When I first became familiar with existential thinking as an undergraduate, it was a revelation to me. Thinking about what life meant and how we made meaning in our lives was already something I thought a lot about. Studying the Romantic poets in senior high school opened me up to a broader conversation about existence and whether there was something beyond the material. I confess that part of me has been fascinated with religious thought since an early age, while another part of me scoffed at all this as I learned about science and the rational world. It is a dichotomy that has never been bridged.

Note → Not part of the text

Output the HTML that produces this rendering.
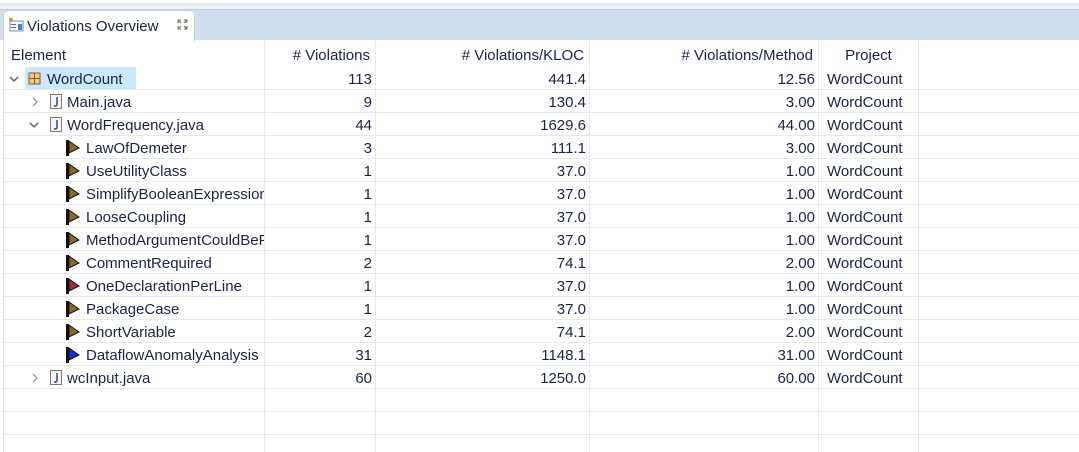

The idea that we are born with no a priori purpose is strangely liberating. When I first dug into the pages of Esslin's Theatre of the Absurd, read the plays of Ionesco, Beckett and Albi, and attended the wonderful lectures of Dr. Jean Wilhelm in World Drama 1, some bright thing hove into view. It has stayed with me since, informing at least some of the work I did as a drama teacher and remaining a touchstone to this day. In terms of the arts, absurdism (which is one possible conclusion of existentialism) has the potential to unsettle a baked-in worldview and challenge long-held beliefs. There is nothing wrong with testing these waters, for stoking doubt surely gives us conditions for further growth if we are open to it.
Truth is, I keep running into stuff that harks back to my earlier epiphany. I haven't lost that first sense of wonder that there were real people thinking great things beyond my middle-class existence, things that went way beyond mundane concerns and the wretched mediocrity of television. What that says about me I don't know except that I feel compelled by a curiosity that I cannot explain.